-- Begin --
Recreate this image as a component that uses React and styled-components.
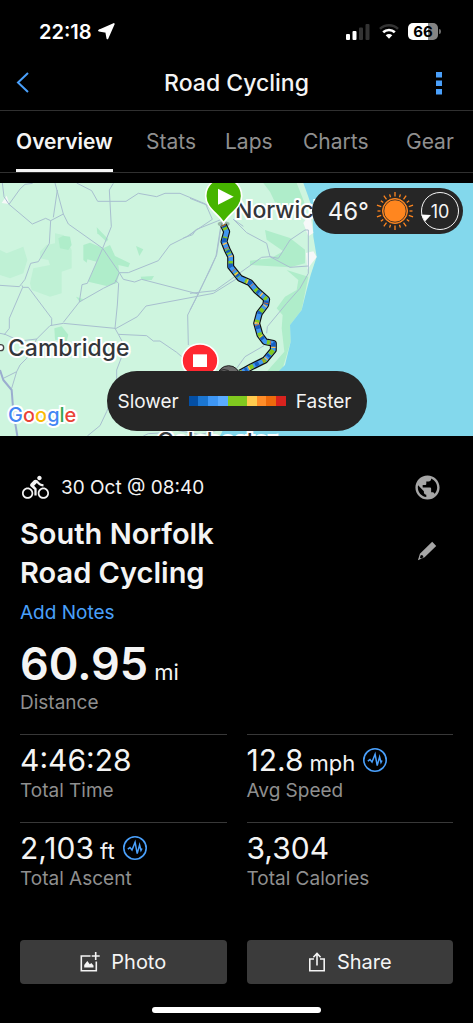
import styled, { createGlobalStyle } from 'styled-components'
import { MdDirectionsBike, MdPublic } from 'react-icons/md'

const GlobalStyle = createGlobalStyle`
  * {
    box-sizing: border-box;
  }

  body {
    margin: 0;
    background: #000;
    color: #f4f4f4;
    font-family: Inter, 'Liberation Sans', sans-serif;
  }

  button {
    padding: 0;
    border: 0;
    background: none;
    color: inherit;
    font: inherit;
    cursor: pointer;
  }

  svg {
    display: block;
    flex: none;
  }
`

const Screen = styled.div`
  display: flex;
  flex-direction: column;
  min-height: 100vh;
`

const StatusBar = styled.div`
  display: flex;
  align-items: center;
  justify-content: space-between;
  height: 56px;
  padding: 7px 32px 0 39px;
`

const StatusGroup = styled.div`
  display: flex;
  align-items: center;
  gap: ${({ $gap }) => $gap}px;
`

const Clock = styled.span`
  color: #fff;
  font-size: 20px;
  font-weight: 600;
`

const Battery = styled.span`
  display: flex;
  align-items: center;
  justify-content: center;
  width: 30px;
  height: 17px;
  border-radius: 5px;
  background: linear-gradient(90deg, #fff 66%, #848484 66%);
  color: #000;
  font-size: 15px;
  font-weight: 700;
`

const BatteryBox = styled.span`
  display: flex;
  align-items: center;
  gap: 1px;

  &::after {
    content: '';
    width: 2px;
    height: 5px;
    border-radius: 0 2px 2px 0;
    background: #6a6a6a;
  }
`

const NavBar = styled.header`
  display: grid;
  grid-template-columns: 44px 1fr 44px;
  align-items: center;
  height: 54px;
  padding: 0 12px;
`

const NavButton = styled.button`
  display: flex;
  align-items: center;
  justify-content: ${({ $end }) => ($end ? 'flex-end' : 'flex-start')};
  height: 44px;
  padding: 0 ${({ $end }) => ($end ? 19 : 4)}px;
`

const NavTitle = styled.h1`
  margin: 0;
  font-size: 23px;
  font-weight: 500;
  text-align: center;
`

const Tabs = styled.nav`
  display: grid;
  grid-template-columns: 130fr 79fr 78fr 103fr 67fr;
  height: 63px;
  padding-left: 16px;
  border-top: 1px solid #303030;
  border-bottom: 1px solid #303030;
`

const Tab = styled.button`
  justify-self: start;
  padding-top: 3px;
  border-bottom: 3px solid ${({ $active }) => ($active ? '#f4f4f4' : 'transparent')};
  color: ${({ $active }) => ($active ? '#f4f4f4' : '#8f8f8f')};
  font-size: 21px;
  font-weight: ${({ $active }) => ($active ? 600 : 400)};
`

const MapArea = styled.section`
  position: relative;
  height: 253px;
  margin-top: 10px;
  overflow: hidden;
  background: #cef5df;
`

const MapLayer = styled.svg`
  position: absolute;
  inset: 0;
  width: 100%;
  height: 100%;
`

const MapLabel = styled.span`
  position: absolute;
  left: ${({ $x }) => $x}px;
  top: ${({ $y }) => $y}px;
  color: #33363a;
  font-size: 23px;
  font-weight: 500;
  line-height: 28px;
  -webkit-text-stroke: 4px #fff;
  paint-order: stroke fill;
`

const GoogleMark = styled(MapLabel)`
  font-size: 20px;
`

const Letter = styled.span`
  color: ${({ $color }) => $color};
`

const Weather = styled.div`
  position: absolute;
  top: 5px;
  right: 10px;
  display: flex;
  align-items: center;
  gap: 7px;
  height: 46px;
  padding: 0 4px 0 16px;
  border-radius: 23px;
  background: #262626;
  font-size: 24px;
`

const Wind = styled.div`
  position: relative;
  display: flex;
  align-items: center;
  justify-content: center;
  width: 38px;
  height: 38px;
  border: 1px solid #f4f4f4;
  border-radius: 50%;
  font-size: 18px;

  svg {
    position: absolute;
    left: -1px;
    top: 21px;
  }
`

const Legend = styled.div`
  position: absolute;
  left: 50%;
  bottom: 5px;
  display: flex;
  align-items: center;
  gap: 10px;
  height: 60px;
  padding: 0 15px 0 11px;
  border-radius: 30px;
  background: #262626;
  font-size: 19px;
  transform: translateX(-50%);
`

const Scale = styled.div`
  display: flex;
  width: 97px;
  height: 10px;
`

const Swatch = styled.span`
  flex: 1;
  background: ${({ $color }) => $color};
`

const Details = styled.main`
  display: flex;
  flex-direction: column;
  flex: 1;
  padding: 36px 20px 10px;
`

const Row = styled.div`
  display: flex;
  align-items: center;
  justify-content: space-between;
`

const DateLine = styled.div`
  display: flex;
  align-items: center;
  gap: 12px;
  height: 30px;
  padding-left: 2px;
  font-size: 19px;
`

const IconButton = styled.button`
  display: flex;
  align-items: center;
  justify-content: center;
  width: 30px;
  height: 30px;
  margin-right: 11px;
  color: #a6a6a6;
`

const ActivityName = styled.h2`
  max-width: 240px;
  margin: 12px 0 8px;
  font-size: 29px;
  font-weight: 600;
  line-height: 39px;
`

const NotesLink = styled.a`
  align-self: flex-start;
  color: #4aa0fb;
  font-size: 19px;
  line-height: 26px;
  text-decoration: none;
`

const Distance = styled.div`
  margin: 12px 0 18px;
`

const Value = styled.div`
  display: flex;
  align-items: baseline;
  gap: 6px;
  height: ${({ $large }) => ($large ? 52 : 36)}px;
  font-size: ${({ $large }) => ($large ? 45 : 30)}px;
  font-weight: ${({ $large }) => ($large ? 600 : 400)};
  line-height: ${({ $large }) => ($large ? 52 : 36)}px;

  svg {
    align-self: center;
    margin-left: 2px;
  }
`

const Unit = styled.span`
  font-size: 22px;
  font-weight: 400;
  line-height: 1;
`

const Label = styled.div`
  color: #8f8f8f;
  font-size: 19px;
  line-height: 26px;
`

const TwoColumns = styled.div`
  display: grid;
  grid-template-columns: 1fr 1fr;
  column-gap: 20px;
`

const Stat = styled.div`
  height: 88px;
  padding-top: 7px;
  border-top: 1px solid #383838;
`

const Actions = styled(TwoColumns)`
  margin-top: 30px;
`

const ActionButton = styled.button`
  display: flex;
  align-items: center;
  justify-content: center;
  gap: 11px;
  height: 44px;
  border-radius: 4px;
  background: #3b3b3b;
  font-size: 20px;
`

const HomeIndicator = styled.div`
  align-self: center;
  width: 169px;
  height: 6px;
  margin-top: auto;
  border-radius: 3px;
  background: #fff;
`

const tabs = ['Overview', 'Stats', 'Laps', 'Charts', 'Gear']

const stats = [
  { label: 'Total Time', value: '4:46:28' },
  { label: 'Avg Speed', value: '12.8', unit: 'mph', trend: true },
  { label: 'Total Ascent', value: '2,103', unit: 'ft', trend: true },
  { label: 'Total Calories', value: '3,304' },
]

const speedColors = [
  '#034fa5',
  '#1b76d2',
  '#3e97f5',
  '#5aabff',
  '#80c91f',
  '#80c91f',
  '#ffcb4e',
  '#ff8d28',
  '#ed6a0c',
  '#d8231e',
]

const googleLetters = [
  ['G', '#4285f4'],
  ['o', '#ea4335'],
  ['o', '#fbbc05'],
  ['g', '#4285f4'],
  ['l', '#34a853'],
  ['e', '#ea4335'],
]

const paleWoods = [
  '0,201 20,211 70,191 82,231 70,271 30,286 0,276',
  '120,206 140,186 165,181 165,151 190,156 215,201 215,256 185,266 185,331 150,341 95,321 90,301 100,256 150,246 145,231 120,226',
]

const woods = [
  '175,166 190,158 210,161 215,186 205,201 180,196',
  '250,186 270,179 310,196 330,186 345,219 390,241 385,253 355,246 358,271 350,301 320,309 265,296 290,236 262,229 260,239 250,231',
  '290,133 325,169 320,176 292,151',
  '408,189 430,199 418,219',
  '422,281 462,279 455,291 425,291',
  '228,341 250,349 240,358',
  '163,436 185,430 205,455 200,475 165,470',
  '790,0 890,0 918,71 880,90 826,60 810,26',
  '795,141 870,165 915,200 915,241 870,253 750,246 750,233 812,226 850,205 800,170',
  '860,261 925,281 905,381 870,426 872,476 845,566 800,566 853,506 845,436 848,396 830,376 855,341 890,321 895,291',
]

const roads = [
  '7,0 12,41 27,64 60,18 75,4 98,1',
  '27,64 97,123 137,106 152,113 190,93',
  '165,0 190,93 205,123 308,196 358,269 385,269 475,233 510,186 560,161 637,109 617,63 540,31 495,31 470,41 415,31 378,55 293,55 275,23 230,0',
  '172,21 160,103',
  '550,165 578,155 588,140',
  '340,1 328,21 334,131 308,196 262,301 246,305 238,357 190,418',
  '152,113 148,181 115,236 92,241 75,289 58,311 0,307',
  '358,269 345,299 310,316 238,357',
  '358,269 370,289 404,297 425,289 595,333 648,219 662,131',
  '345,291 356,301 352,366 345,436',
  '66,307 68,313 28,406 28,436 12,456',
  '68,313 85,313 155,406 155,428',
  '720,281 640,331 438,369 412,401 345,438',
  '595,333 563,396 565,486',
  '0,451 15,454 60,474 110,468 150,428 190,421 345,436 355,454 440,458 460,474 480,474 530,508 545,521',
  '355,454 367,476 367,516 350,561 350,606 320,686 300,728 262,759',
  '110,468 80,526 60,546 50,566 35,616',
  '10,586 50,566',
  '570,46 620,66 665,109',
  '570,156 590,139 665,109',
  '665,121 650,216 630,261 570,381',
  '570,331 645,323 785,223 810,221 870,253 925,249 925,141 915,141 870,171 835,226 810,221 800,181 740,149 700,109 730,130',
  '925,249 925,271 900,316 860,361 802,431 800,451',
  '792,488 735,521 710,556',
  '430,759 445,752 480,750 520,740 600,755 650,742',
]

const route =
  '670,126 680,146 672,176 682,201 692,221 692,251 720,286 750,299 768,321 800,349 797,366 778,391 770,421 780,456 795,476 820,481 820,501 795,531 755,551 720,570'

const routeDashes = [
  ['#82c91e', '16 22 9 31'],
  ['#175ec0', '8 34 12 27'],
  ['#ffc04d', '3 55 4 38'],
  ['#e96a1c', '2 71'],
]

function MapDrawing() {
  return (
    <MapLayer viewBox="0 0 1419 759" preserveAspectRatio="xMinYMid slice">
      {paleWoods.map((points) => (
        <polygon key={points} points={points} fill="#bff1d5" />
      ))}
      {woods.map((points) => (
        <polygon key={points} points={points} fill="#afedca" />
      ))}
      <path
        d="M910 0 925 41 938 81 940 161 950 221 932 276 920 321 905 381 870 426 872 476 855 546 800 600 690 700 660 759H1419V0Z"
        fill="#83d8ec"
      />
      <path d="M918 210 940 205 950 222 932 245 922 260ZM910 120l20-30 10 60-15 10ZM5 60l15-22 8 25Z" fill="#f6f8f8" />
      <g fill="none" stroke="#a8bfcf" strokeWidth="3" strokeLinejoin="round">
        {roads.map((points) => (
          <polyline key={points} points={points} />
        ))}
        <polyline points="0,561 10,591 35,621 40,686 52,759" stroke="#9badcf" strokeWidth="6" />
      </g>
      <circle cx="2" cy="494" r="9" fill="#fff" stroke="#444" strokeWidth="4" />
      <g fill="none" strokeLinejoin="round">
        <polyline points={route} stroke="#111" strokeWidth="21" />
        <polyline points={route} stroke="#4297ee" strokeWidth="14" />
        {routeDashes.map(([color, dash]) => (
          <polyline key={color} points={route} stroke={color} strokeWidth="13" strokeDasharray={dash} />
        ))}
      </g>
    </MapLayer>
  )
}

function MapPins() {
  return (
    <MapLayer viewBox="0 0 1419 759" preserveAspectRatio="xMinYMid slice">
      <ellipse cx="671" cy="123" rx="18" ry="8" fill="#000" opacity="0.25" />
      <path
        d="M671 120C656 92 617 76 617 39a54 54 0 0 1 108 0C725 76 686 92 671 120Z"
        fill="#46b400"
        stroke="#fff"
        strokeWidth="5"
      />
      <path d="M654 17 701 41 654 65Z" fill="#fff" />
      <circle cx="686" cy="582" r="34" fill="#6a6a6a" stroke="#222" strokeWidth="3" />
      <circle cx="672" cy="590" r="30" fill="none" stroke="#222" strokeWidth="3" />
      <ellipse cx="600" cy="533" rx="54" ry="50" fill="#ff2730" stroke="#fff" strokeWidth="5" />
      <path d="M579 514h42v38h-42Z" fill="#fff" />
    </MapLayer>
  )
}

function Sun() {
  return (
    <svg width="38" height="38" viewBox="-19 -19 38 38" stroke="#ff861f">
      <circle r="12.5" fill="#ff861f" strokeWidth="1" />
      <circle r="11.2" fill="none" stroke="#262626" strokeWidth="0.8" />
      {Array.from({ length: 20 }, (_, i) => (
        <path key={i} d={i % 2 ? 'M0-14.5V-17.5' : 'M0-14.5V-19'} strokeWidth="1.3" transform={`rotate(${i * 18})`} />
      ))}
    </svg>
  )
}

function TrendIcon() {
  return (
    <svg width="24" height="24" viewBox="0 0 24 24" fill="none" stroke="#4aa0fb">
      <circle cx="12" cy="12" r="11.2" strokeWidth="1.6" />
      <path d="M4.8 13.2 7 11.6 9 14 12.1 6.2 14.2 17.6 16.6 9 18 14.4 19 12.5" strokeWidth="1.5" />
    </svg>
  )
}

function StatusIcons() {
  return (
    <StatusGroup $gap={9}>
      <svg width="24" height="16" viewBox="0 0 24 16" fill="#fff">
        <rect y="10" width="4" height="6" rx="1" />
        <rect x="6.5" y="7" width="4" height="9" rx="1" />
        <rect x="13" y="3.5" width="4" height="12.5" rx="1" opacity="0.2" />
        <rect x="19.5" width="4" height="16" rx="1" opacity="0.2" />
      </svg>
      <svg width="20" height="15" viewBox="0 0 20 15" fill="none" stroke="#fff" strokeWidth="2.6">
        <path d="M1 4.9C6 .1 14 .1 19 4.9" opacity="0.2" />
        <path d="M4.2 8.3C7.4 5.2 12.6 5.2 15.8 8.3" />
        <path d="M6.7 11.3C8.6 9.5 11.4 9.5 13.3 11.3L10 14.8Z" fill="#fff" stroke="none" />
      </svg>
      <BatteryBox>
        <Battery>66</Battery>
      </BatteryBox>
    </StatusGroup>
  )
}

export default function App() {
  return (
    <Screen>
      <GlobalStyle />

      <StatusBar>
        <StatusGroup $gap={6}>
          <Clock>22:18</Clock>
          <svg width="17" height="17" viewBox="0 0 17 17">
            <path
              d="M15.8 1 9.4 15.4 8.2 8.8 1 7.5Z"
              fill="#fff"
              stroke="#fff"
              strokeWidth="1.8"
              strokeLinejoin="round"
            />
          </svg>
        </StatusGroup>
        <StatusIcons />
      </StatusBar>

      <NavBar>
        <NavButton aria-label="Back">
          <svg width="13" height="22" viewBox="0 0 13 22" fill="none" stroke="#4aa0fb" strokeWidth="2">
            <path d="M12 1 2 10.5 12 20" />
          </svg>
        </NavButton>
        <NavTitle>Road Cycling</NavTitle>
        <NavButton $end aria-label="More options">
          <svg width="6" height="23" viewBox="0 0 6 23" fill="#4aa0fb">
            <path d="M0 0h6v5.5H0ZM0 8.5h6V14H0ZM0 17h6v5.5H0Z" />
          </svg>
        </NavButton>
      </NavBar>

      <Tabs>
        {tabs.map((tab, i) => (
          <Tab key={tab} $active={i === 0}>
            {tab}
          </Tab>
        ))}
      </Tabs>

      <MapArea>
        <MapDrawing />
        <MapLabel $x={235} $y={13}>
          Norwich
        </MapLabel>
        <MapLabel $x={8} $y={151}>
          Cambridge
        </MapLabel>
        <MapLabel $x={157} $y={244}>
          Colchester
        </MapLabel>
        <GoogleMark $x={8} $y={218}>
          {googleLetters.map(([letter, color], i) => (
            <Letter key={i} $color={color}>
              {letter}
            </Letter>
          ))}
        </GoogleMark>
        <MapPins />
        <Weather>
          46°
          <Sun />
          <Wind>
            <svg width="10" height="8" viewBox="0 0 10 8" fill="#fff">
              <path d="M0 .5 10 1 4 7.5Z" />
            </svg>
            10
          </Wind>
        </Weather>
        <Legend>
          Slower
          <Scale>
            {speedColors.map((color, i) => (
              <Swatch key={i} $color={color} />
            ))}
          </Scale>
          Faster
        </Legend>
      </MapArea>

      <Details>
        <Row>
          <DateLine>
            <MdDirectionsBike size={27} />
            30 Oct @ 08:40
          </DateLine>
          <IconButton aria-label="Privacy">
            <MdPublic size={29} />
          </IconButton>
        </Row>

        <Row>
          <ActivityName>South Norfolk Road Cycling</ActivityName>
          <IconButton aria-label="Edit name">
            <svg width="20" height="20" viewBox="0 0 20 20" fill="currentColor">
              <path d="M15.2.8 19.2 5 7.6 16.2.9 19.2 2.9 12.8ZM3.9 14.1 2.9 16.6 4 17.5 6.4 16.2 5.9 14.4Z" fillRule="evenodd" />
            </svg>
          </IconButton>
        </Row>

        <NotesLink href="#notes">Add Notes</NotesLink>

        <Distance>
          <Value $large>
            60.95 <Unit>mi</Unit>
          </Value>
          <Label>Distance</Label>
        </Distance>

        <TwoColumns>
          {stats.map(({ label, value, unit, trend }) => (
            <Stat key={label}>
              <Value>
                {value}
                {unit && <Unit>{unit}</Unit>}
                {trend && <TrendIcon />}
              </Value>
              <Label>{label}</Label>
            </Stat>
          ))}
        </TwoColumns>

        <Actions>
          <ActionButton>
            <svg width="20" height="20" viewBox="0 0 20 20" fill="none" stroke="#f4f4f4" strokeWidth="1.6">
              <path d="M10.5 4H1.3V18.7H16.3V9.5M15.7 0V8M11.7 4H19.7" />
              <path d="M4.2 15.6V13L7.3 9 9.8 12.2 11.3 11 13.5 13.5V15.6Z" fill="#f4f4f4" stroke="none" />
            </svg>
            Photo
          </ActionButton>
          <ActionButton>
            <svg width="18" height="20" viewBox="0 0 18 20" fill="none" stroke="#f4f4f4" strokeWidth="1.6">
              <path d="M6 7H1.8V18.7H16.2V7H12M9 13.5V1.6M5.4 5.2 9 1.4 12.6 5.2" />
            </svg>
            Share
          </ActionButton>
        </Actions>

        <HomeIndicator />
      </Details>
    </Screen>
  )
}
-- End --
## Set exercise
Where a line above contains the word "components", copy that line.

## Answer
Recreate this image as a component that uses React and styled-components.
import styled, { createGlobalStyle } from 'styled-components'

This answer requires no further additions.